In 1881 my paternal grandmother, Franziska Mensch, was a 16-year-old orphan in Germany who came to America as a sort of indentured servant to a wealthy family. She probably had very little to bring with her, but she did bring something that would become our family’s keepsake.

A 16-year-old German orphan named Franziska Mensch brought this ornament, a tiny tin coal pail, with her when she immigrated to America in 1881. Photo courtesy of Pamela Mause Vose

In 1882 my paternal grandfather, Louis Maus, arrived in New York City after sailing from Germany and crossing the Atlantic in the steerage section of a ship. His brother, having been convicted of stealing a horse, was given the choice of immigrating to America or going to prison. He chose America. The catch was: A family member had to make sure the convicted horse thief actually got to America. My grandfather was that family member. The story goes that his brother got off the boat, said goodbye to my grandfather and headed West, a better choice than Brooklyn for a horse thief, never to be heard from again.

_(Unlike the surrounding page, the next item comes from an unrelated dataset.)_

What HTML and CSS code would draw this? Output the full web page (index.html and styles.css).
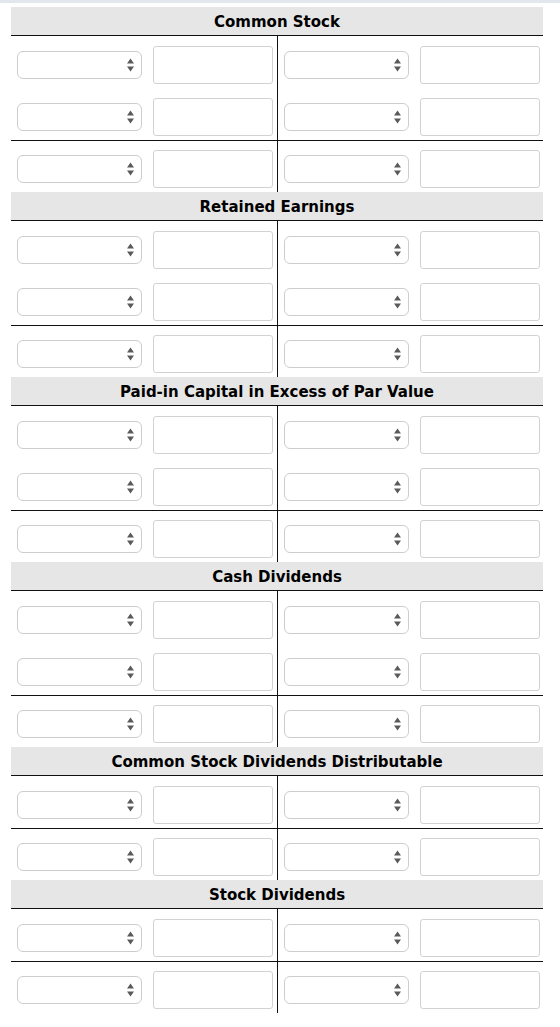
FILE: index.html
```html
<!DOCTYPE html>
<html lang="en">
<head>
<meta charset="utf-8">
<title>T-Accounts</title>
<link rel="stylesheet" href="styles.css">
</head>
<body>
<div class="topbar"></div>
<main class="ledger">

  <section class="acct">
    <h2 class="acct-title">Common Stock</h2>
    <div class="acct-row">
      <div class="side dr"><span class="pick"><select></select><svg class="spin" viewBox="0 0 7 14"><path d="M3.5 0.5 L7 5.5 L0 5.5 Z M0 8.5 L7 8.5 L3.5 13.5 Z"/></svg></span><input type="text"></div>
      <div class="side cr"><span class="pick"><select></select><svg class="spin" viewBox="0 0 7 14"><path d="M3.5 0.5 L7 5.5 L0 5.5 Z M0 8.5 L7 8.5 L3.5 13.5 Z"/></svg></span><input type="text"></div>
    </div>
    <div class="acct-row">
      <div class="side dr"><span class="pick"><select></select><svg class="spin" viewBox="0 0 7 14"><path d="M3.5 0.5 L7 5.5 L0 5.5 Z M0 8.5 L7 8.5 L3.5 13.5 Z"/></svg></span><input type="text"></div>
      <div class="side cr"><span class="pick"><select></select><svg class="spin" viewBox="0 0 7 14"><path d="M3.5 0.5 L7 5.5 L0 5.5 Z M0 8.5 L7 8.5 L3.5 13.5 Z"/></svg></span><input type="text"></div>
    </div>
    <div class="acct-row total">
      <div class="side dr"><span class="pick"><select></select><svg class="spin" viewBox="0 0 7 14"><path d="M3.5 0.5 L7 5.5 L0 5.5 Z M0 8.5 L7 8.5 L3.5 13.5 Z"/></svg></span><input type="text"></div>
      <div class="side cr"><span class="pick"><select></select><svg class="spin" viewBox="0 0 7 14"><path d="M3.5 0.5 L7 5.5 L0 5.5 Z M0 8.5 L7 8.5 L3.5 13.5 Z"/></svg></span><input type="text"></div>
    </div>
  </section>

  <section class="acct">
    <h2 class="acct-title">Retained Earnings</h2>
    <div class="acct-row">
      <div class="side dr"><span class="pick"><select></select><svg class="spin" viewBox="0 0 7 14"><path d="M3.5 0.5 L7 5.5 L0 5.5 Z M0 8.5 L7 8.5 L3.5 13.5 Z"/></svg></span><input type="text"></div>
      <div class="side cr"><span class="pick"><select></select><svg class="spin" viewBox="0 0 7 14"><path d="M3.5 0.5 L7 5.5 L0 5.5 Z M0 8.5 L7 8.5 L3.5 13.5 Z"/></svg></span><input type="text"></div>
    </div>
    <div class="acct-row">
      <div class="side dr"><span class="pick"><select></select><svg class="spin" viewBox="0 0 7 14"><path d="M3.5 0.5 L7 5.5 L0 5.5 Z M0 8.5 L7 8.5 L3.5 13.5 Z"/></svg></span><input type="text"></div>
      <div class="side cr"><span class="pick"><select></select><svg class="spin" viewBox="0 0 7 14"><path d="M3.5 0.5 L7 5.5 L0 5.5 Z M0 8.5 L7 8.5 L3.5 13.5 Z"/></svg></span><input type="text"></div>
    </div>
    <div class="acct-row total">
      <div class="side dr"><span class="pick"><select></select><svg class="spin" viewBox="0 0 7 14"><path d="M3.5 0.5 L7 5.5 L0 5.5 Z M0 8.5 L7 8.5 L3.5 13.5 Z"/></svg></span><input type="text"></div>
      <div class="side cr"><span class="pick"><select></select><svg class="spin" viewBox="0 0 7 14"><path d="M3.5 0.5 L7 5.5 L0 5.5 Z M0 8.5 L7 8.5 L3.5 13.5 Z"/></svg></span><input type="text"></div>
    </div>
  </section>

  <section class="acct">
    <h2 class="acct-title">Paid-in Capital in Excess of Par Value</h2>
    <div class="acct-row">
      <div class="side dr"><span class="pick"><select></select><svg class="spin" viewBox="0 0 7 14"><path d="M3.5 0.5 L7 5.5 L0 5.5 Z M0 8.5 L7 8.5 L3.5 13.5 Z"/></svg></span><input type="text"></div>
      <div class="side cr"><span class="pick"><select></select><svg class="spin" viewBox="0 0 7 14"><path d="M3.5 0.5 L7 5.5 L0 5.5 Z M0 8.5 L7 8.5 L3.5 13.5 Z"/></svg></span><input type="text"></div>
    </div>
    <div class="acct-row">
      <div class="side dr"><span class="pick"><select></select><svg class="spin" viewBox="0 0 7 14"><path d="M3.5 0.5 L7 5.5 L0 5.5 Z M0 8.5 L7 8.5 L3.5 13.5 Z"/></svg></span><input type="text"></div>
      <div class="side cr"><span class="pick"><select></select><svg class="spin" viewBox="0 0 7 14"><path d="M3.5 0.5 L7 5.5 L0 5.5 Z M0 8.5 L7 8.5 L3.5 13.5 Z"/></svg></span><input type="text"></div>
    </div>
    <div class="acct-row total">
      <div class="side dr"><span class="pick"><select></select><svg class="spin" viewBox="0 0 7 14"><path d="M3.5 0.5 L7 5.5 L0 5.5 Z M0 8.5 L7 8.5 L3.5 13.5 Z"/></svg></span><input type="text"></div>
      <div class="side cr"><span class="pick"><select></select><svg class="spin" viewBox="0 0 7 14"><path d="M3.5 0.5 L7 5.5 L0 5.5 Z M0 8.5 L7 8.5 L3.5 13.5 Z"/></svg></span><input type="text"></div>
    </div>
  </section>

  <section class="acct">
    <h2 class="acct-title">Cash Dividends</h2>
    <div class="acct-row">
      <div class="side dr"><span class="pick"><select></select><svg class="spin" viewBox="0 0 7 14"><path d="M3.5 0.5 L7 5.5 L0 5.5 Z M0 8.5 L7 8.5 L3.5 13.5 Z"/></svg></span><input type="text"></div>
      <div class="side cr"><span class="pick"><select></select><svg class="spin" viewBox="0 0 7 14"><path d="M3.5 0.5 L7 5.5 L0 5.5 Z M0 8.5 L7 8.5 L3.5 13.5 Z"/></svg></span><input type="text"></div>
    </div>
    <div class="acct-row">
      <div class="side dr"><span class="pick"><select></select><svg class="spin" viewBox="0 0 7 14"><path d="M3.5 0.5 L7 5.5 L0 5.5 Z M0 8.5 L7 8.5 L3.5 13.5 Z"/></svg></span><input type="text"></div>
      <div class="side cr"><span class="pick"><select></select><svg class="spin" viewBox="0 0 7 14"><path d="M3.5 0.5 L7 5.5 L0 5.5 Z M0 8.5 L7 8.5 L3.5 13.5 Z"/></svg></span><input type="text"></div>
    </div>
    <div class="acct-row total">
      <div class="side dr"><span class="pick"><select></select><svg class="spin" viewBox="0 0 7 14"><path d="M3.5 0.5 L7 5.5 L0 5.5 Z M0 8.5 L7 8.5 L3.5 13.5 Z"/></svg></span><input type="text"></div>
      <div class="side cr"><span class="pick"><select></select><svg class="spin" viewBox="0 0 7 14"><path d="M3.5 0.5 L7 5.5 L0 5.5 Z M0 8.5 L7 8.5 L3.5 13.5 Z"/></svg></span><input type="text"></div>
    </div>
  </section>

  <section class="acct">
    <h2 class="acct-title">Common Stock Dividends Distributable</h2>
    <div class="acct-row">
      <div class="side dr"><span class="pick"><select></select><svg class="spin" viewBox="0 0 7 14"><path d="M3.5 0.5 L7 5.5 L0 5.5 Z M0 8.5 L7 8.5 L3.5 13.5 Z"/></svg></span><input type="text"></div>
      <div class="side cr"><span class="pick"><select></select><svg class="spin" viewBox="0 0 7 14"><path d="M3.5 0.5 L7 5.5 L0 5.5 Z M0 8.5 L7 8.5 L3.5 13.5 Z"/></svg></span><input type="text"></div>
    </div>
    <div class="acct-row total">
      <div class="side dr"><span class="pick"><select></select><svg class="spin" viewBox="0 0 7 14"><path d="M3.5 0.5 L7 5.5 L0 5.5 Z M0 8.5 L7 8.5 L3.5 13.5 Z"/></svg></span><input type="text"></div>
      <div class="side cr"><span class="pick"><select></select><svg class="spin" viewBox="0 0 7 14"><path d="M3.5 0.5 L7 5.5 L0 5.5 Z M0 8.5 L7 8.5 L3.5 13.5 Z"/></svg></span><input type="text"></div>
    </div>
  </section>

  <section class="acct">
    <h2 class="acct-title">Stock Dividends</h2>
    <div class="acct-row">
      <div class="side dr"><span class="pick"><select></select><svg class="spin" viewBox="0 0 7 14"><path d="M3.5 0.5 L7 5.5 L0 5.5 Z M0 8.5 L7 8.5 L3.5 13.5 Z"/></svg></span><input type="text"></div>
      <div class="side cr"><span class="pick"><select></select><svg class="spin" viewBox="0 0 7 14"><path d="M3.5 0.5 L7 5.5 L0 5.5 Z M0 8.5 L7 8.5 L3.5 13.5 Z"/></svg></span><input type="text"></div>
    </div>
    <div class="acct-row total">
      <div class="side dr"><span class="pick"><select></select><svg class="spin" viewBox="0 0 7 14"><path d="M3.5 0.5 L7 5.5 L0 5.5 Z M0 8.5 L7 8.5 L3.5 13.5 Z"/></svg></span><input type="text"></div>
      <div class="side cr"><span class="pick"><select></select><svg class="spin" viewBox="0 0 7 14"><path d="M3.5 0.5 L7 5.5 L0 5.5 Z M0 8.5 L7 8.5 L3.5 13.5 Z"/></svg></span><input type="text"></div>
    </div>
  </section>

</main>
</body>
</html>
```

FILE: styles.css
```css
* {
  box-sizing: border-box;
}

html,
body {
  margin: 0;
  padding: 0;
  background: #ffffff;
  font-family: "DejaVu Sans", Verdana, sans-serif;
}

/* thin band along the top of the frame */
.topbar {
  height: 3px;
  background: #e2e7ee;
}

.ledger {
  width: 532px;
  margin: 4px 0 0 11px;
}

/* account title bar */
.acct-title {
  margin: 0;
  height: 29px;
  padding-top: 1px;
  line-height: 29px;
  background: #e6e6e6;
  border-bottom: 1px solid #111;
  text-align: center;
  font-size: 15px;
  font-weight: bold;
  color: #000;
  overflow: hidden;
}

/* one debit / credit line of the T-account */
.acct-row {
  display: grid;
  grid-template-columns: 267px 265px;
  height: 52px;
}

.acct-row.total {
  border-top: 1px solid #111;
}

.side {
  display: flex;
  align-items: flex-start;
  gap: 11px;
  padding: 10px 0 0 6px;
}

.acct-row.total .side {
  padding-top: 9px;
}

.side.dr {
  border-right: 1px solid #111;
}

.pick {
  position: relative;
  display: block;
  width: 125px;
  height: 28px;
  margin-top: 5px;
}

.pick select {
  appearance: none;
  -webkit-appearance: none;
  display: block;
  width: 125px;
  height: 28px;
  margin: 0;
  padding: 0 20px 0 8px;
  border: 1px solid #cdcdcd;
  border-radius: 6px;
  background: #ffffff;
  font: 13px "DejaVu Sans", sans-serif;
}

/* up/down marker drawn over the select's right edge */
.spin {
  position: absolute;
  top: 7px;
  right: 8px;
  width: 7px;
  height: 14px;
  fill: #5a5a5a;
  pointer-events: none;
}

.side input {
  display: block;
  width: 120px;
  height: 38px;
  margin: 0;
  padding: 0 6px;
  border: 1px solid #d2d2d2;
  border-radius: 3px;
  background: #ffffff;
  font: 13px "DejaVu Sans", sans-serif;
}
```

Louis and Franziska met, married and raised six children. Like their immigrant neighbors, they struggled to make a life in a new country. My father told stories of chasing coal wagons so that when the wagon hit a bump, they could grab the coal that bounced off. That coal helped heat their flat.

The highlight of the year was Christmas. There was a tree, illuminated by burning candles, and an orange and sometimes a pair of socks for each of them. The tree also always had one ornament: a tiny tin coal pail that my grandmother brought with her from Germany.

In some ways it seems an odd item to take with you to a new land. It is not very attractive, but it was lightweight and very small, so perhaps practical considerations made it ideal as a keepsake from another time and place.

My grandparents died before I was born, but when I was a child the coal pail graced our Christmas tree each year. As an adult, I was honored when I was selected as the recipient of the pail.

The tiny tin coal pail is worth very little itself. Its value is as a connection to stories about people I never met. It keeps alive the memory of my ancestors, who traveled to a new, unknown land to look for a better opportunity. It connects me to our new immigrants and reminds me of their  bravery in leaving their homeland for a better life in an unknown land.

Each year, when I place the little pail on our tree, I am reminded of how immigrants made my life possible, and this enlarges my sympathy for those who face the dangers and difficulties to come to America today.